Spinoff's Platform Helps Tackle Large Machine Learning Problems
By Byron Spice
Computer scientists at Carnegie Mellon University have spent years inventing and perfecting a platform that uses workstations, distributed computers, mobile devices or embedded devices to solve large machine learning problems efficiently and effectively. Now they've spun off a company, Petuum Inc., to make those capabilities available commercially.
Eric Xing, professor of computer science, founder and CEO of the company, said the company has obtained $15 million in venture capital funding and expects to have the first products in the market early this year.
Machine learning (ML) and artificial intelligence (AI) technologies are key to innovations such as self-driving cars, speech recognition, computer vision, natural language processing and analysis of electronic medical records, and many other enterprise big data analysis applications.
"In 10 to 20 years, AI and ML will be the dominant workload of any computing device," Xing said. "We need to optimize how AI/ML programs are designed, programmed and run on such devices, especially as these programs grow in size and sophistication. In many areas, such as self-driving cars, current limits on most AI/ML solutions — often hand-crafted black boxes — have become a bottleneck."
"Petuum promises to be a transformative platform, enabling AI/ML programs to be built easily and to be mounted and run on different hardware platforms, using standardized methods that are transparent and repeatable. The technology in the Petuum platform allows the programs to run correctly, quickly, at scale and using minimal computing resources," Xing said.
"Our platform will make disparate computing devices, from data centers to mobile and embedded platforms, look and function like a single computer," he said.
Xing noted the massive data sets required for many large AI/ML problems already exist across these devices and Petuum will allow the AI/ML programs to operate seamlessly together. Petuum seeks to enhance and expand the use of artificial intelligence and machine learning at the much larger scales possible with distributed computing. Communication between computing devices can be tricky for AI/ML, Xing acknowledged, but he and his Sailing Lab team with collaborators have developed parameter servers, managed communication and load-balancing methods over the last several years that automatically keep the devices running in synchrony.
Though other groups have solved machine learning problems using distributed devices, Xing and his team have shown their approach provides an optimal, efficient solution for all types of ML problems, not just certain subsets such as deep learning.
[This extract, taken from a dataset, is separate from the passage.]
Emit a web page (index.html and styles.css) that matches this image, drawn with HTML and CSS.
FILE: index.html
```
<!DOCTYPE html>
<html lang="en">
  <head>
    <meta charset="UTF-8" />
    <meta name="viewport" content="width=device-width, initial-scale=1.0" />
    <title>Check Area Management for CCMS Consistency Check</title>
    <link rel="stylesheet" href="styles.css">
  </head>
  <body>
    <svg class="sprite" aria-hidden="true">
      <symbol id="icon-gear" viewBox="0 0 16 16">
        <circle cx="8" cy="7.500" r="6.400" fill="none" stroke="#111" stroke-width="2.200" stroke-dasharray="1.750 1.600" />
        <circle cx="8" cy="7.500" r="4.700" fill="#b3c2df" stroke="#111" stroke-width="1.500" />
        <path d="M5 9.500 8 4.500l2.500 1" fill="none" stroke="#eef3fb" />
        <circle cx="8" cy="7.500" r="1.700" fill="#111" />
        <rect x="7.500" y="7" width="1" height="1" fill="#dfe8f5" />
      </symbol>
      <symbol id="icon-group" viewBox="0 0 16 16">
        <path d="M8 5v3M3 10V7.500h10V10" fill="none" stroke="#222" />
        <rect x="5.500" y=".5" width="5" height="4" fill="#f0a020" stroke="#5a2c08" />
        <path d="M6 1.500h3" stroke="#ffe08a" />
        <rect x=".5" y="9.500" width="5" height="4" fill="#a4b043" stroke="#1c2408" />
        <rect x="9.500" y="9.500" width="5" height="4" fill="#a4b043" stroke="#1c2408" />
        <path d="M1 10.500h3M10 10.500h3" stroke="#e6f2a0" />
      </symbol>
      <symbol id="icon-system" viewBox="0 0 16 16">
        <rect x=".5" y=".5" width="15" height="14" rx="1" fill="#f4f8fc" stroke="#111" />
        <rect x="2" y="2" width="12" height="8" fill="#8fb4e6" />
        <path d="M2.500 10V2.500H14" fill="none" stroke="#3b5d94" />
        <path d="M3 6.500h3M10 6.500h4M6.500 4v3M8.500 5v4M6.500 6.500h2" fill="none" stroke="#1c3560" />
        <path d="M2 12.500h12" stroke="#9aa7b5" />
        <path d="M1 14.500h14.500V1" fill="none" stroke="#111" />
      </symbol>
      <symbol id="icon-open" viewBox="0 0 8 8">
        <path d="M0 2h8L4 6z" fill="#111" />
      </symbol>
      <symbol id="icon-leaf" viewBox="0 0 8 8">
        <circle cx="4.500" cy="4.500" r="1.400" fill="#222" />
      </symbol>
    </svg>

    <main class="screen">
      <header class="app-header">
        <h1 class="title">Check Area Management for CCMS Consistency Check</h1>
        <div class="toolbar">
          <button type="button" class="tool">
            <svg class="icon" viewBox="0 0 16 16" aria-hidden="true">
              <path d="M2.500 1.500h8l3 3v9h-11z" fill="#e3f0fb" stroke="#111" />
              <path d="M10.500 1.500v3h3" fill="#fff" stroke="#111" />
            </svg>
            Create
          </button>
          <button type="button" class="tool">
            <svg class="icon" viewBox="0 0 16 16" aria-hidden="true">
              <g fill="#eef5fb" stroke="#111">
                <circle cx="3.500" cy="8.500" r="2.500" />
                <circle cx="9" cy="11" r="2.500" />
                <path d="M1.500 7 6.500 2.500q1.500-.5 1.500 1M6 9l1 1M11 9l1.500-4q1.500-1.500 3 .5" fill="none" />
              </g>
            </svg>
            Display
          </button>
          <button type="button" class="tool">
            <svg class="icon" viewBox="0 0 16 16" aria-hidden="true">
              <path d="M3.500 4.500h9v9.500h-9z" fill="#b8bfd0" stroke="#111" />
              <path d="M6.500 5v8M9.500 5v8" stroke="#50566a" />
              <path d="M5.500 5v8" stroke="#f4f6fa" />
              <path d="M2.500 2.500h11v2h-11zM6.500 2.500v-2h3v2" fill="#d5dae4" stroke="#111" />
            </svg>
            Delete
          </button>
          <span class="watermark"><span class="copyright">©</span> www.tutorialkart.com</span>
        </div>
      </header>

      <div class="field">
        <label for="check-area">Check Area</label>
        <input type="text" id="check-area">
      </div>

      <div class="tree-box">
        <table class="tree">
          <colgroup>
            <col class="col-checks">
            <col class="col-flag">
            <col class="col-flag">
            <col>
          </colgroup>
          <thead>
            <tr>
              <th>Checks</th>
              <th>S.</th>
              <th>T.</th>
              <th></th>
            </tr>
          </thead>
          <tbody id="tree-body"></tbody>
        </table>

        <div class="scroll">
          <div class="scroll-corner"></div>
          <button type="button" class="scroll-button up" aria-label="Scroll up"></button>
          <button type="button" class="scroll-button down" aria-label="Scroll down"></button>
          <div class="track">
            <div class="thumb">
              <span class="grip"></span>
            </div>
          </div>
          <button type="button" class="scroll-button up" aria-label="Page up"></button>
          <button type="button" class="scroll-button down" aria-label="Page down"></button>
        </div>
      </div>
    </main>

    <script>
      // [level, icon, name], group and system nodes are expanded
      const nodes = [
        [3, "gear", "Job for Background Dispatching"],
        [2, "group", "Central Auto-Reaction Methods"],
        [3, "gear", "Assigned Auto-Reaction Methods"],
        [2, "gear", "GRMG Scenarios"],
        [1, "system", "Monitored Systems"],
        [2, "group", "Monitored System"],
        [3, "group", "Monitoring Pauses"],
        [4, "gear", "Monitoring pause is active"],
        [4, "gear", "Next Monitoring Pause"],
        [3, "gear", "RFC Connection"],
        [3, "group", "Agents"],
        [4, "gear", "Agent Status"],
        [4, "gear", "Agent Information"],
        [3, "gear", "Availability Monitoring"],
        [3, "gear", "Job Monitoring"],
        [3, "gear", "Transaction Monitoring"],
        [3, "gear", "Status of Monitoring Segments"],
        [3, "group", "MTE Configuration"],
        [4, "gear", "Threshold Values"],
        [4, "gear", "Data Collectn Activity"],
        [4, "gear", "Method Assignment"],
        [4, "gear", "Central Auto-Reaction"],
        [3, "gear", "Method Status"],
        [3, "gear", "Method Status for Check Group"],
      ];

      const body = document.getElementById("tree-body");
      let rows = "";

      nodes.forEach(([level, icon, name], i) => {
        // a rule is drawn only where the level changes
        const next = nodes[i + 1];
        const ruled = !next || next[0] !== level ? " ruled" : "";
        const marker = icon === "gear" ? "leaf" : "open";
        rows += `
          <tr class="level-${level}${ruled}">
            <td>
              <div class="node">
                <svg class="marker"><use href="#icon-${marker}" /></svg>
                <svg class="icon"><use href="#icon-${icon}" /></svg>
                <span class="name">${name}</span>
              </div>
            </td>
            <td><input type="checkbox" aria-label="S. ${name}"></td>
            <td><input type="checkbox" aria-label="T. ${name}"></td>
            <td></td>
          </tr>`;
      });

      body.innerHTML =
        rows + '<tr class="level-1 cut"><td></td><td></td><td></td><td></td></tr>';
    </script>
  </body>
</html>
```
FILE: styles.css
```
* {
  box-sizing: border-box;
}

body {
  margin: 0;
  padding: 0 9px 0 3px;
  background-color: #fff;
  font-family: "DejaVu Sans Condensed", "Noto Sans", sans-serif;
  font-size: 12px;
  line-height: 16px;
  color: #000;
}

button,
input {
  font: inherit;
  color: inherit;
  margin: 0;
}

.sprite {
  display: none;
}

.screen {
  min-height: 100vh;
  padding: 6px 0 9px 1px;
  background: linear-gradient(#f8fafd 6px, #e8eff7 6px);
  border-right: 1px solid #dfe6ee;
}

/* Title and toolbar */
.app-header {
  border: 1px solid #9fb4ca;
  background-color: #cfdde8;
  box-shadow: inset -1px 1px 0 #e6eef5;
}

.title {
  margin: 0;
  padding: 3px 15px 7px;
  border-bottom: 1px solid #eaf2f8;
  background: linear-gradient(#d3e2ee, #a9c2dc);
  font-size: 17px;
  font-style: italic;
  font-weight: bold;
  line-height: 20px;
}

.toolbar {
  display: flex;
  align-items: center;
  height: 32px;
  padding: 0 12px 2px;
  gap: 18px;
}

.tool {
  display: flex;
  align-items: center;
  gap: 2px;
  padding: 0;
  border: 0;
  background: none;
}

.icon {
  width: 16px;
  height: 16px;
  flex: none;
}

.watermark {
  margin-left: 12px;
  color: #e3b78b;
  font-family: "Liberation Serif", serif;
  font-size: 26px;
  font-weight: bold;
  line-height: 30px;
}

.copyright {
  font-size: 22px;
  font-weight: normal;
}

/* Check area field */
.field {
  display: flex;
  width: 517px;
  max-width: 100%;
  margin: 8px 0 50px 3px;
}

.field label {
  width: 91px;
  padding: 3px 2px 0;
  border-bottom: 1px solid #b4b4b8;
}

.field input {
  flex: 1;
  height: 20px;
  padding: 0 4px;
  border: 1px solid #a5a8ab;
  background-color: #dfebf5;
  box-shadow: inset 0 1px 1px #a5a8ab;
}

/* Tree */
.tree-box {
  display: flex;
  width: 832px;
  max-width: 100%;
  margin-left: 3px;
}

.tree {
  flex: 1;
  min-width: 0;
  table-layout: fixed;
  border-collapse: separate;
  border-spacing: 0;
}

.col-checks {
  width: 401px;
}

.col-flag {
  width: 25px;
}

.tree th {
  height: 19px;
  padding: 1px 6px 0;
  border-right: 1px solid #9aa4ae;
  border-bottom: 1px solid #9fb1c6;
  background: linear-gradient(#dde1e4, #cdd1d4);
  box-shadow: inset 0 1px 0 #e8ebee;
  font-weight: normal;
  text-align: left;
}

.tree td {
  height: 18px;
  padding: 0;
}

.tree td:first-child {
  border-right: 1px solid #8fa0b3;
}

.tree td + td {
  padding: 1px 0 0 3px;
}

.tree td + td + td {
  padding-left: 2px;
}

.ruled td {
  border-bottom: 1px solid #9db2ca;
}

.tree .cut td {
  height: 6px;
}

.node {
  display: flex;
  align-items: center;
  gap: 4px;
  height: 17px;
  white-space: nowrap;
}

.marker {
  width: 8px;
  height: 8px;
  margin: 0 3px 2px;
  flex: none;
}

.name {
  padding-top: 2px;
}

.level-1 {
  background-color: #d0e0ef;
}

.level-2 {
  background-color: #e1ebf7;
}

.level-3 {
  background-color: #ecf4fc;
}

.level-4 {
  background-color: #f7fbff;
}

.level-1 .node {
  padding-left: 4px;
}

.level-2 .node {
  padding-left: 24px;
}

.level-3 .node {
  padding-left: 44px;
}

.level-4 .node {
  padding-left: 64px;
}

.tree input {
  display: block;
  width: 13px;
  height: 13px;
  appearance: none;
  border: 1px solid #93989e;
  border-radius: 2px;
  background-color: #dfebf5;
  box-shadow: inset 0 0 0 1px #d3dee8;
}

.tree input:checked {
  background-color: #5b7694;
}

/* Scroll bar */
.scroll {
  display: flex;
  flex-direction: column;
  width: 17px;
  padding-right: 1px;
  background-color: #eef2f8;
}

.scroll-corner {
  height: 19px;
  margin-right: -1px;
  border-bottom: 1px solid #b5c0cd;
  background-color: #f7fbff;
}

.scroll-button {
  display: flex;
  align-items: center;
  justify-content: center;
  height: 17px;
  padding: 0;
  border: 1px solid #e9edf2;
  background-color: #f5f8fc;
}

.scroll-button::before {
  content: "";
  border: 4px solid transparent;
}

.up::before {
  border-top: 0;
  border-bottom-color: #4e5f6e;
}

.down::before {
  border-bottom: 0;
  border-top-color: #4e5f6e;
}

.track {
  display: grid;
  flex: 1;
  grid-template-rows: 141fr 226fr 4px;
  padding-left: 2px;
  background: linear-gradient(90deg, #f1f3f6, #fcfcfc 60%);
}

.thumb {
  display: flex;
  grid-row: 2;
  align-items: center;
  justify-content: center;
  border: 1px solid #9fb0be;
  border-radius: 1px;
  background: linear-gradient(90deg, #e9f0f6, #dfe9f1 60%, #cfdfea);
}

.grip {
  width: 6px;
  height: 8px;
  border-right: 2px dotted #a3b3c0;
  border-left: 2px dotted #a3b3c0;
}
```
The platform thus can support a wide range of applications, such as natural language processing, image and video understanding, and anomaly detection in transaction data.
"We reached a point where we couldn't go further without capital investment," Xing said, prompting the launch of the company.
He expects to hire 30 to 50 people in the next six months and, because of the need for highly trained computer scientists and engineers, intends to keep the company in proximity to Carnegie Mellon.
"Our goal is to build in Pittsburgh, recognizing the strengths of the city and of CMU in helping us obtain the top talent we need," he said.
Until recently, Xing was director of the Center for Machine Learning and Health at CMU, which is part of the Pittsburgh Health Data Alliance, a collaboration between Carnegie Mellon, the University of Pittsburgh and UPMC.
Though the launch of Petuum led him to step down from that post, one of the first products Petuum plans to reveal is a method for assessing disease risk and predicting readmission rates for patients by analyzing electronic medical records and searching for patients with similar conditions. The product could provide new solutions for precision medicine and decision-making problems in the health care industry.